Stated problem.
Omit the pictures and print exactly the lines of the listing below, starting at the first and ending at the line containing "const Req = ()".

Dataset extract.
○ ○ ○ ○ ○
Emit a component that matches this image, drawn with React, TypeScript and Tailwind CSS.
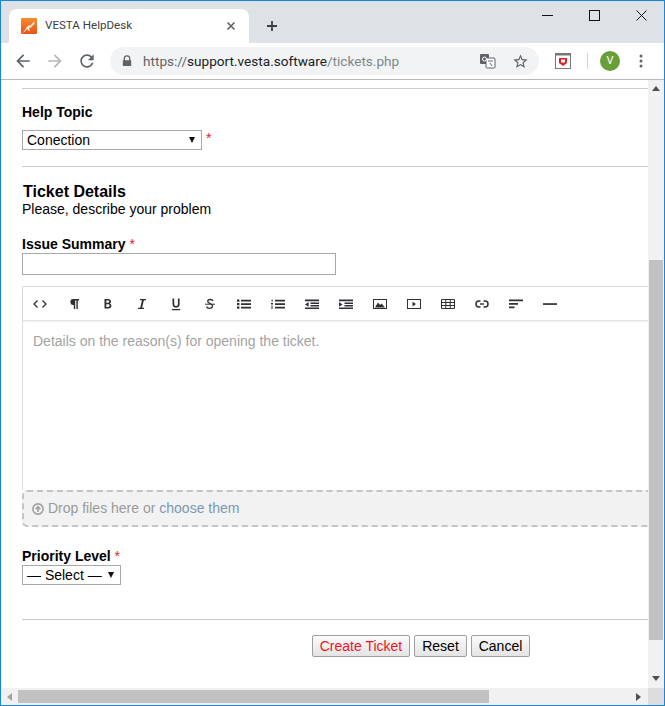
import React from 'react';

const font = { fontFamily: '"Liberation Sans", Arial, sans-serif' };

const Req = () => <span className="text-[#e0202a] font-normal"> *</span>;

const Ic = ({ children }: { children: React.ReactNode }) => (
  <svg viewBox="0 0 14 14" className="w-[14px] h-[14px]" fill="#2f2f35">{children}</svg>
);

const toolbarIcons: React.ReactNode[] = [
  <Ic key="code"><path d="M4.500 3.500 1 7l3.500 3.500M9.500 3.500 13 7l-3.500 3.500" fill="none" stroke="#2f2f35" strokeWidth="1.300" /></Ic>,
  <Ic key="par"><path d="M6 2h6v1.400h-1.200V12H9.400V3.400H8.200V12H6.800V8A3 3 0 0 1 6 2z" /></Ic>,
  <Ic key="b"><path d="M3.500 2h3.600c1.800 0 2.900.9 2.900 2.400 0 1-.5 1.700-1.300 2 1 .3 1.700 1.100 1.700 2.300 0 1.700-1.200 2.800-3.100 2.800H3.500zm1.800 1.500v2.300h1.500c.9 0 1.400-.4 1.400-1.200s-.5-1.100-1.400-1.100zm0 3.700V10h1.800c1 0 1.500-.5 1.500-1.400s-.6-1.400-1.600-1.400z" /></Ic>,
  <Ic key="i"><path d="M5 2h6v1.300H8.900L7.100 10.700H9V12H3v-1.300h2.200L7 3.300H5z" /></Ic>,
  <Ic key="u"><path d="M3.500 1.500h1.700v5.600c0 1.300.7 2 1.900 2s1.800-.7 1.800-2V1.500h1.700v5.700c0 2.200-1.400 3.400-3.500 3.400s-3.600-1.200-3.600-3.400zM2.800 12h8.400v1.200H2.800z" /></Ic>,
  <Ic key="s"><path d="M10 4C9.700 3 8.700 2.500 7.300 2.500 5.800 2.500 4.700 3.200 4.700 4.400c0 1.900 4.800 2 4.800 4.600 0 1.400-1.300 2.400-3 2.400-1.400 0-2.600-.6-3-1.900" fill="none" stroke="#2f2f35" strokeWidth="1.300" /><path d="M2 6.700h10v1H2z" /></Ic>,
  <Ic key="ul"><path d="M0 2.500h2.400v2.200H0zM0 6h2.400v2.200H0zM0 9.500h2.400v2.200H0zM4 2.800h10v1.800H4zM4 6.200h10V8H4zM4 9.700h10v1.800H4z" /></Ic>,
  <Ic key="ol"><path d="M.6 2.500h1v2.200h-1zM0 6h2v1H0zM0 7.400h2v.8H0zM0 9.500h2v.8H0zM0 10.800h2v.8H0zM4 2.800h10v1.800H4zM4 6.200h10V8H4zM4 9.700h10v1.800H4z" /></Ic>,
  <Ic key="out"><path d="M0 2.500h14v1.700H0zM5.500 5.400H14v1.700H5.500zM5.500 8h8.500v1.500H5.500zM0 10.500h14v1.600H0zM3.600 5v4.800L0 7.400z" /></Ic>,
  <Ic key="in"><path d="M0 2.500h14v1.700H0zM5.500 5.400H14v1.700H5.500zM5.500 8h8.500v1.500H5.500zM0 10.500h14v1.600H0zM0 5v4.800l3.600-2.400z" /></Ic>,
  <Ic key="img"><rect x=".5" y="2.500" width="13" height="9" fill="none" stroke="#2f2f35" /><path d="M2 10.500 5 5.500 7 8l1.500-1.500 3.500 4z" /></Ic>,
  <Ic key="vid"><rect x=".5" y="2.500" width="13" height="9" fill="none" stroke="#2f2f35" /><path d="M5.500 4.800v4.600L9 7z" /></Ic>,
  <Ic key="tab"><path d="M.5 2.500h13v9H.5zM.5 5.500h13M.5 8.500h13M4.800 2.500v9M9.200 2.500v9" fill="none" stroke="#2f2f35" /></Ic>,
  <Ic key="link"><path d="M5.500 4H4a3 3 0 0 0 0 6h1.500M8.500 4H10a3 3 0 0 1 0 6H8.500" fill="none" stroke="#2f2f35" strokeWidth="1.500" /><path d="M5 6.300h4v1.400H5z" /></Ic>,
  <Ic key="al"><path d="M0 2.500h14v1.700H0zM0 6h9v1.700H0zM0 9.500h5.500v1.700H0z" /></Ic>,
  <Ic key="hr"><path d="M0 6.200h14v1.700H0z" /></Ic>,
];

const Caret = () => (
  <svg viewBox="0 0 6 6" className="w-[6px] h-[6px] absolute right-[6px] top-[6px]" fill="#111">
    <path d="M0 0h6L3 6z" />
  </svg>
);

const Btn = ({ label, red, w }: { label: string; red?: boolean; w: string }) => (
  <button className={`${w} h-[22px] border border-[#a0a0a0] rounded-[2px] bg-gradient-to-b from-[#fbfbfb] to-[#e4e4e4] text-[14px] leading-none ${red ? 'text-[#f0141e]' : 'text-black'}`}>
    {label}
  </button>
);

const BrowserChrome = () => (
  <div className="shrink-0" style={{ fontFamily: 'Roboto, "Noto Sans", sans-serif' }}>
    <div className="h-[42px] bg-[#dee1e6] flex items-end pl-[8px] relative">
      <div className="w-[240px] h-[34px] bg-white rounded-t-[8px] flex items-center pl-[12px] pr-[10px]">
        <svg viewBox="0 0 16 16" className="w-[16px] h-[16px] shrink-0">
          <defs>
            <linearGradient id="fav" x1="0" y1="0" x2="0" y2="1">
              <stop offset="0" stopColor="#f68b2c" />
              <stop offset="1" stopColor="#e8541c" />
            </linearGradient>
          </defs>
          <rect width="16" height="16" rx="1" fill="url(#fav)" />
          <path d="M1 15c2-1 3-3 4-5 1-2 3-3 5-3 1-1 2-3 4-4l-1 2 1 1-2 1c-1 2-2 3-4 3l1 3H8L6 11c-1 2-3 3-5 4z" fill="#fde9da" />
        </svg>
        <span className="ml-[8px] text-[11.6px] text-[#3c4043] flex-1 whitespace-nowrap">VESTA HelpDesk</span>
        <svg viewBox="0 0 10 10" className="w-[10px] h-[10px] mr-[3px]"><path d="M1.500 1.500l7 7M8.500 1.500l-7 7" stroke="#5f6368" strokeWidth="1.600" /></svg>
      </div>
      <svg viewBox="0 0 12 12" className="w-[12px] h-[12px] ml-[17px] mb-[11px]"><path d="M6 1v10M1 6h10" stroke="#3c4043" strokeWidth="1.800" /></svg>
      <div className="flex-1" />
      <div className="flex self-start pt-[9px] pr-[17px] gap-[36px]">
        <svg viewBox="0 0 11 11" className="w-[11px] h-[11px]"><path d="M0 5.500h11" stroke="#111" /></svg>
        <svg viewBox="0 0 11 11" className="w-[11px] h-[11px]"><rect x=".5" y=".5" width="10" height="10" fill="none" stroke="#111" /></svg>
        <svg viewBox="0 0 11 11" className="w-[11px] h-[11px]"><path d="M.5.500l10 10M10.500.500l-10 10" stroke="#111" /></svg>
      </div>
    </div>
    <div className="h-[37px] bg-white border-b border-[#b8b8b8] flex items-center pl-[12px] pr-[12px]">
      <svg viewBox="0 0 24 24" className="w-[20px] h-[20px]" fill="#5f6368"><path d="M20 11H7.830l5.590-5.590L12 4l-8 8 8 8 1.410-1.410L7.830 13H20v-2z" /></svg>
      <svg viewBox="0 0 24 24" className="w-[20px] h-[20px] ml-[12px]" fill="#b4b7bb"><path d="M4 11h12.170l-5.590-5.590L12 4l8 8-8 8-1.410-1.410L16.170 13H4v-2z" /></svg>
      <svg viewBox="0 0 24 24" className="w-[20px] h-[20px] ml-[12px]" fill="#5f6368"><path d="M17.650 6.350C16.200 4.900 14.210 4 12 4c-4.420 0-7.990 3.580-7.990 8s3.570 8 7.990 8c3.730 0 6.840-2.550 7.730-6h-2.080c-.82 2.330-3.040 4-5.650 4-3.310 0-6-2.690-6-6s2.690-6 6-6c1.660 0 3.140.69 4.220 1.780L13 11h7V4l-2.350 2.350z" /></svg>
      <div className="ml-[13px] w-[429px] h-[28px] rounded-full bg-[#f1f3f4] flex items-center pl-[12px] pr-[10px]">
        <svg viewBox="0 0 12 14" className="w-[10px] h-[12px] shrink-0" fill="#5f6368"><path d="M2 6V4a4 4 0 0 1 8 0v2h1v7H1V6zm1.500 0h5V4a2.500 2.500 0 0 0-5 0z" /></svg>
        <span className="ml-[11px] text-[13.6px] whitespace-nowrap flex-1"><span className="text-[#5f6368]">https://</span><span className="text-[#202124]">support.vesta.software</span><span className="text-[#80868b]">/tickets.php</span></span>
        <svg viewBox="0 0 16 16" className="w-[16px] h-[16px]">
          <rect x="0" y="1" width="9" height="10" rx="1" fill="#5f6368" />
          <rect x="6" y="5" width="9" height="10" rx="1" fill="#fff" stroke="#5f6368" />
          <circle cx="4.500" cy="6" r="2" fill="none" stroke="#fff" />
          <path d="M8 8h5M10 10l2 3" stroke="#5f6368" />
        </svg>
        <svg viewBox="0 0 24 24" className="w-[17px] h-[17px] ml-[16px]" fill="#5f6368"><path d="M22 9.240l-7.190-.62L12 2 9.190 8.630 2 9.240l5.460 4.730L5.820 21 12 17.270 18.180 21l-1.630-7.030L22 9.240zM12 15.400l-3.760 2.270 1-4.280-3.320-2.880 4.380-.38L12 6.100l1.710 4.040 4.380.38-3.320 2.880 1 4.280L12 15.400z" /></svg>
      </div>
      <svg viewBox="0 0 16 16" className="w-[16px] h-[16px] ml-[16px]">
        <rect x=".5" y=".5" width="15" height="15" fill="#fff" stroke="#777" />
        <path d="M.5.500h15v2H.5z" fill="#777" />
        <path d="M4 5h8v5l-4 3-4-3z" fill="#d8232a" />
        <path d="M6 6.500h4v3H6z" fill="#fff" />
      </svg>
      <div className="w-px h-[16px] bg-[#d5d5d5] ml-[16px]" />
      <div className="w-[20px] h-[20px] rounded-full bg-[#689f38] text-white text-[11px] flex items-center justify-center ml-[12px]">V</div>
      <svg viewBox="0 0 4 14" className="w-[4px] h-[14px] ml-[19px]" fill="#5f6368"><circle cx="2" cy="2" r="1.500" /><circle cx="2" cy="7" r="1.500" /><circle cx="2" cy="12" r="1.500" /></svg>
    </div>
  </div>
);

const Form = () => (
  <main className="flex-1 min-w-0 overflow-hidden bg-white pl-[21px] text-black text-[14px]" style={font}>
    <div className="w-[700px] pt-[8px]">
      <div className="border-t border-[#cccccc]" />
      <div className="font-bold leading-[16px] mt-[15px]">Help Topic</div>
      <div className="flex mt-[10px]">
        <div className="relative w-[180px] h-[20px] border border-[#a9a9a9] bg-white pl-[4px] leading-[18px]">
          Conection
          <Caret />
        </div>
        <span className="text-[#e0202a] ml-[4px] leading-[16px]">*</span>
      </div>
      <div className="border-t border-[#cccccc] mt-[16px]" />
      <div className="font-bold text-[16px] leading-[18px] mt-[16px] ml-px">Ticket Details</div>
      <div className="leading-[16px]">Please, describe your problem</div>
      <div className="font-bold leading-[16px] mt-[19px]">Issue Summary<Req /></div>
      <div className="w-[314px] h-[22px] border border-[#a9a9a9] mt-[1px]" />
      <div className="mt-[11px] w-[700px] border-x border-t border-[#dddddd]">
        <div className="h-[34px] border-b border-[#e4e4e4] shadow-[0_1px_2px_rgba(0,0,0,.06)] flex items-center gap-[20px] pl-[10px]">
          {toolbarIcons}
        </div>
        <div className="h-[169px] pt-[12px] pl-[10px] leading-[16px] text-[#a3a3a3]">Details on the reason(s) for opening the ticket.</div>
      </div>
      <div className="h-[37px] w-[700px] border-2 border-dashed border-[#c4c4c4] rounded-[5px] bg-[#f2f2f2] flex items-center pl-[8px] text-[#9a9a9a]">
        <svg viewBox="0 0 14 14" className="w-[12px] h-[12px] mr-[4px]">
          <circle cx="7" cy="7" r="6" fill="none" stroke="#a0a0a0" strokeWidth="1.800" />
          <path d="M7 10.500V5M4.300 7.200 7 4.300l2.700 2.900" fill="none" stroke="#a0a0a0" strokeWidth="1.800" />
        </svg>
        Drop files here or&nbsp;<span className="text-[#7c98b3]">choose them</span>
      </div>
      <div className="font-bold leading-[16px] mt-[21px]">Priority Level<Req /></div>
      <div className="relative w-[99px] h-[20px] border border-[#a9a9a9] pl-[4px] leading-[18px] mt-px">
        — Select —
        <Caret />
      </div>
      <div className="border-t border-[#cccccc] mt-[34px]" />
      <div className="flex gap-[4px] mt-[15px] ml-[290px]">
        <Btn label="Create Ticket" red w="w-[98px]" />
        <Btn label="Reset" w="w-[53px]" />
        <Btn label="Cancel" w="w-[59px]" />
      </div>
    </div>
  </main>
);

const VScroll = () => (
  <div className="w-[16px] shrink-0 bg-[#f1f1f1] flex flex-col items-center">
    <svg viewBox="0 0 8 5" className="w-[8px] h-[5px] mt-[6px]" fill="#505050"><path d="M0 5l4-5 4 5z" /></svg>
    <div className="w-[14px] h-[380px] bg-[#c1c1c1] mt-[169px]" />
    <svg viewBox="0 0 8 5" className="w-[8px] h-[5px] mt-[36px]" fill="#505050"><path d="M0 0l4 5 4-5z" /></svg>
  </div>
);

const HScroll = () => (
  <div className="h-[17px] shrink-0 flex bg-[#f1f1f1]">
    <div className="flex-1 flex items-center">
      <svg viewBox="0 0 5 8" className="w-[5px] h-[8px] ml-[6px]" fill="#a3a3a3"><path d="M5 0 0 4l5 4z" /></svg>
      <div className="w-[471px] h-[13px] bg-[#c1c1c1] ml-[6px]" />
      <div className="flex-1" />
      <svg viewBox="0 0 5 8" className="w-[5px] h-[8px] mr-[7px]" fill="#505050"><path d="M0 0l5 4-5 4z" /></svg>
    </div>
    <div className="w-[16px] bg-[#dcdcdc]" />
  </div>
);

export default function App() {
  return (
    <div className="w-[665px] h-[706px] border border-[#1a86d8] flex flex-col overflow-hidden bg-white">
      <BrowserChrome />
      <div className="flex-1 flex min-h-0">
        <Form />
        <VScroll />
      </div>
      <HScroll />
    </div>
  );
}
○ ○ ○ ○ ○
Result of this task.
Emit a component that matches this image, drawn with React, TypeScript and Tailwind CSS.
import React from 'react';

const font = { fontFamily: '"Liberation Sans", Arial, sans-serif' };

const Req = () => <span className="text-[#e0202a] font-normal"> *</span>;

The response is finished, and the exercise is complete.